• What the exercise asks:
Wherever "component" appears in a line, list that line.
┌────────
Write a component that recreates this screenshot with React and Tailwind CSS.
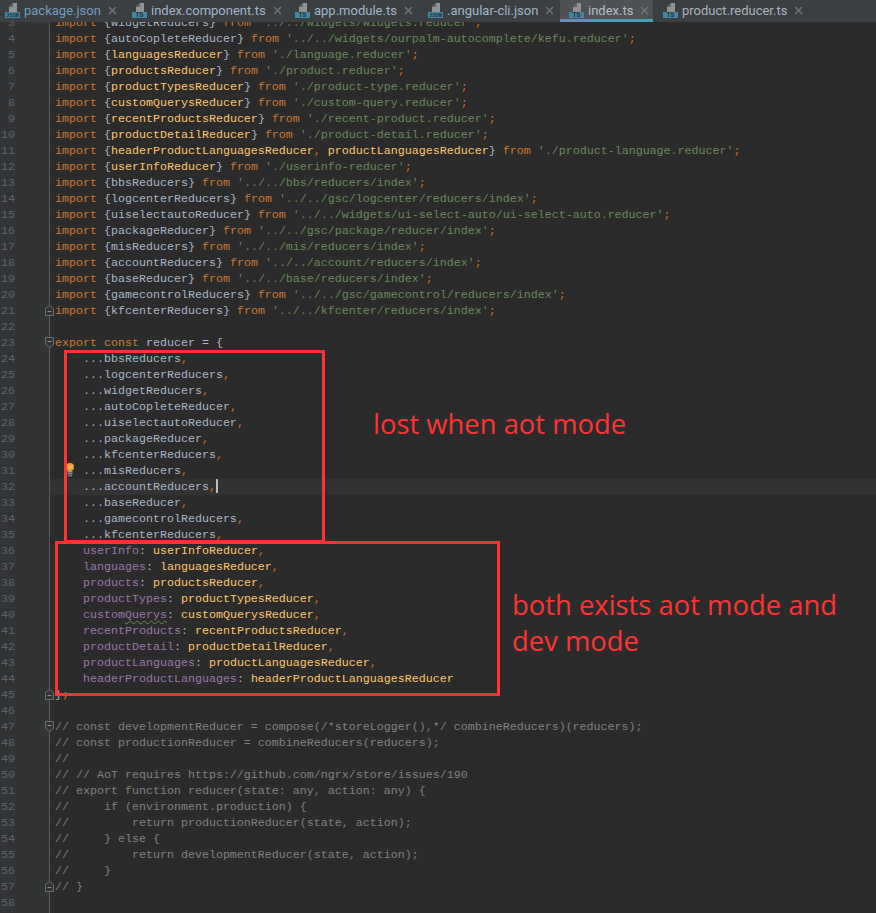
const K = "text-[#cc7832]", T = "text-[#a9b7c6]", Y = "text-[#ffc66d]", S = "text-[#6a8759]", P = "text-[#9876aa]", C = "text-[#808080]";

function imp(name, path, yellow, extra) {
  return [
    [K, "import "],
    [T, "{"],
    ...(extra ? [[Y, name], [K, ", "], [Y, extra]] : [[yellow ? Y : T, name]]),
    [T, "} "],
    [K, "from "],
    [S, "'" + path + "'"],
    [K, ";"],
  ];
}
const spread = (n) => [[T, "    ..." + n], [K, ","]];
const prop = (a, b, noComma) => [[P, "    " + a], [T, ": "], [Y, b], ...(noComma ? [] : [[K, ","]])];
const cm = (s) => [[C, s]];

const lines = [
  imp("widgetReducers", "../../widgets/widgets.reducer"),
  imp("autoCopleteReducer", "../../widgets/ourpalm-autocomplete/kefu.reducer"),
  imp("languagesReducer", "./language.reducer", true),
  imp("productsReducer", "./product.reducer", true),
  imp("productTypesReducer", "./product-type.reducer", true),
  imp("customQuerysReducer", "./custom-query.reducer", true),
  imp("recentProductsReducer", "./recent-product.reducer", true),
  imp("productDetailReducer", "./product-detail.reducer", true),
  imp("headerProductLanguagesReducer", "./product-language.reducer", true, "productLanguagesReducer"),
  imp("userInfoReducer", "./userinfo-reducer", true),
  imp("bbsReducers", "../../bbs/reducers/index"),
  imp("logcenterReducers", "../../gsc/logcenter/reducers/index"),
  imp("uiselectautoReducer", "../../widgets/ui-select-auto/ui-select-auto.reducer"),
  imp("packageReducer", "../../gsc/package/reducer/index"),
  imp("misReducers", "../../mis/reducers/index"),
  imp("accountReducers", "../../account/reducers/index"),
  imp("baseReducer", "../../base/reducers/index"),
  imp("gamecontrolReducers", "../../gsc/gamecontrol/reducers/index"),
  imp("kfcenterReducers", "../../kfcenter/reducers/index"),
  [],
  [[K, "export const "], [T, "reducer = {"]],
  spread("bbsReducers"),
  spread("logcenterReducers"),
  spread("widgetReducers"),
  spread("autoCopleteReducer"),
  spread("uiselectautoReducer"),
  spread("packageReducer"),
  spread("kfcenterReducers"),
  spread("misReducers"),
  spread("accountReducers"),
  spread("baseReducer"),
  spread("gamecontrolReducers"),
  spread("kfcenterReducers"),
  prop("userInfo", "userInfoReducer"),
  prop("languages", "languagesReducer"),
  prop("products", "productsReducer"),
  prop("productTypes", "productTypesReducer"),
  [[P, "    custom"], ["text-[#9876aa] underline decoration-wavy decoration-[#5f8f4f] decoration-1 underline-offset-2", "Querys"], [T, ": "], [Y, "customQuerysReducer"], [K, ","]],
  prop("recentProducts", "recentProductsReducer"),
  prop("productDetail", "productDetailReducer"),
  prop("productLanguages", "productLanguagesReducer"),
  prop("headerProductLanguages", "headerProductLanguagesReducer", true),
  [[T, "}"], [K, ";"]],
  [],
  cm("// const developmentReducer = compose(/*storeLogger(),*/ combineReducers)(reducers);"),
  cm("// const productionReducer = combineReducers(reducers);"),
  cm("//"),
  cm("// // AoT requires https://github.com/ngrx/store/issues/190"),
  cm("// export function reducer(state: any, action: any) {"),
  cm("//     if (environment.production) {"),
  cm("//         return productionReducer(state, action);"),
  cm("//     } else {"),
  cm("//         return developmentReducer(state, action);"),
  cm("//     }"),
  cm("// }"),
  [],
];

const foldDown = new Set([23, 47]);
const foldUp = new Set([21, 45, 57]);

function Fold({ up }) {
  return (
    <svg width="9" height="11" viewBox="0 0 9 11" className="absolute left-[45px] top-[2px]">
      <path
        d={up ? "M0.5 10.5V3.5L4.5 0.5L8.5 3.5V10.5Z" : "M0.5 0.5H8.5V7.5L4.5 10.5L0.5 7.5Z"}
        fill="#313335"
        stroke="#6b6e70"
      />
      <path d={up ? "M2.5 6.5H6.5" : "M2.5 4.5H6.5"} stroke="#8f9193" />
    </svg>
  );
}

function FileIcon({ label }) {
  return (
    <svg width="15" height="15" viewBox="0 0 15 15" className="shrink-0">
      <path d="M4 9V4L8 0H12V9Z" fill="#8f9395" />
      <path d="M4 4H8V0Z" fill="#5f6365" />
      <rect x="0" y="9" width="15" height="6" fill="#3f88a6" />
      <text
        x="7.5"
        y="14.4"
        textAnchor="middle"
        fontSize={label === "TS" ? "6.5" : "5.4"}
        fontWeight="700"
        fontFamily="'Liberation Mono', monospace"
        fill="#2b2f31"
      >
        {label}
      </text>
    </svg>
  );
}

const tabs = [
  { name: "package.json", icon: "JSON", w: "w-[127px] pl-[5px]", color: "text-[#6f9cc0]" },
  { name: "index.component.ts", icon: "TS", w: "w-[163px] pl-[5px]", color: "text-[#a0b6cc]" },
  { name: "app.module.ts", icon: "TS", w: "w-[133px] pl-[5px]", color: "text-[#a0b6cc]" },
  { name: ".angular-cli.json", icon: "JSON", w: "w-[137px] pl-[5px]", color: "text-[#a0b6cc]" },
  { name: "index.ts", icon: "TS", w: "w-[93px] pl-[9px] bg-[#4e5254]", color: "text-[#b4bcc4]", active: true },
  { name: "product.reducer.ts", icon: "TS", w: "w-[223px] pl-[10px]", color: "text-[#a9b4be]" },
];

function Tab({ t }) {
  return (
    <div className={"relative flex h-[22px] shrink-0 items-center gap-[4px] pb-[2px] " + t.w}>
      <FileIcon label={t.icon} />
      <span className={"whitespace-nowrap font-['Roboto',sans-serif] text-[13px] leading-none " + t.color}>{t.name}</span>
      <svg width="9" height="9" viewBox="0 0 9 9" className="ml-[3px] shrink-0">
        <path d="M1 1L8 8M8 1L1 8" stroke="#74787a" strokeWidth="1.2" />
      </svg>
      {t.active && <div className="absolute inset-x-0 bottom-0 h-[3px] bg-[#4a9cb8]" />}
    </div>
  );
}

export default function App() {
  return (
    <div className="relative flex h-[913px] w-[876px] flex-col overflow-hidden bg-[#2b2b2b] font-['Liberation_Mono',monospace] text-[11.67px] leading-[16px]">
      <div className="flex h-[22px] shrink-0 bg-[#3c3f41]">
        {tabs.map((t) => (
          <Tab key={t.name} t={t} />
        ))}
      </div>

      <div className="min-h-0 flex-1 overflow-hidden">
        <div className="-mt-[7px] flex min-h-[900px]">
          <div className="w-[50px] shrink-0 border-r border-[#555759] bg-[#313335]">
            {lines.map((_, i) => {
              const n = i + 3;
              return (
                <div key={n} className="relative h-[16px] text-[#606366]">
                  <div className="w-[15px] text-right">{n}</div>
                  {foldDown.has(n) && <Fold />}
                  {foldUp.has(n) && <Fold up />}
                </div>
              );
            })}
          </div>
          <div className="min-w-0 flex-1">
            {lines.map((segs, i) => {
              const n = i + 3;
              return (
                <div
                  key={n}
                  className={"relative h-[16px] whitespace-pre pl-[5px] " + (n === 32 ? "bg-[#323232]" : "")}
                >
                  {segs.map(([c, s], j) => (
                    <span key={j} className={c}>
                      {s}
                    </span>
                  ))}
                  {n === 32 && <div className="absolute left-[166px] top-0 h-[14px] w-[2px] bg-[#bbbbbb]" />}
                  {n === 31 && (
                    <svg width="8" height="14" viewBox="0 0 8 14" className="absolute left-[16px] top-[0px]">
                      <circle cx="4" cy="4" r="4" fill="#e8a33d" />
                      <path d="M2.5 3.5L3.5 5M5.5 3.5L4.5 5" stroke="#f7dc8a" />
                      <rect x="1.5" y="8" width="5" height="1.5" fill="#9a9a9a" />
                      <rect x="1.5" y="10" width="5" height="1.5" fill="#858585" />
                      <rect x="2" y="12" width="4" height="1.5" fill="#707070" />
                    </svg>
                  )}
                </div>
              );
            })}
          </div>
        </div>
      </div>

      <div className="absolute left-[64px] top-[350px] h-[193px] w-[261px] border-[3px] border-[#ff3333]" />
      <div className="absolute left-[55px] top-[541px] h-[155px] w-[445px] border-[3px] border-[#ff3333]" />
      <div className="absolute left-[373px] top-[406px] whitespace-nowrap font-['Open_Sans',sans-serif] text-[27.4px] leading-[36px] text-[#ff3333]">
        lost when aot mode
      </div>
      <div className="absolute left-[512px] top-[587px] w-[345px] font-['Open_Sans',sans-serif] text-[27.4px] leading-[36px] text-[#ff3333]">
        both exists aot mode and
        <br />
        dev mode
      </div>
    </div>
  );
}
└────────
• Answer:
Write a component that recreates this screenshot with React and Tailwind CSS.
  { name: "index.component.ts", icon: "TS", w: "w-[163px] pl-[5px]", color: "text-[#a0b6cc]" },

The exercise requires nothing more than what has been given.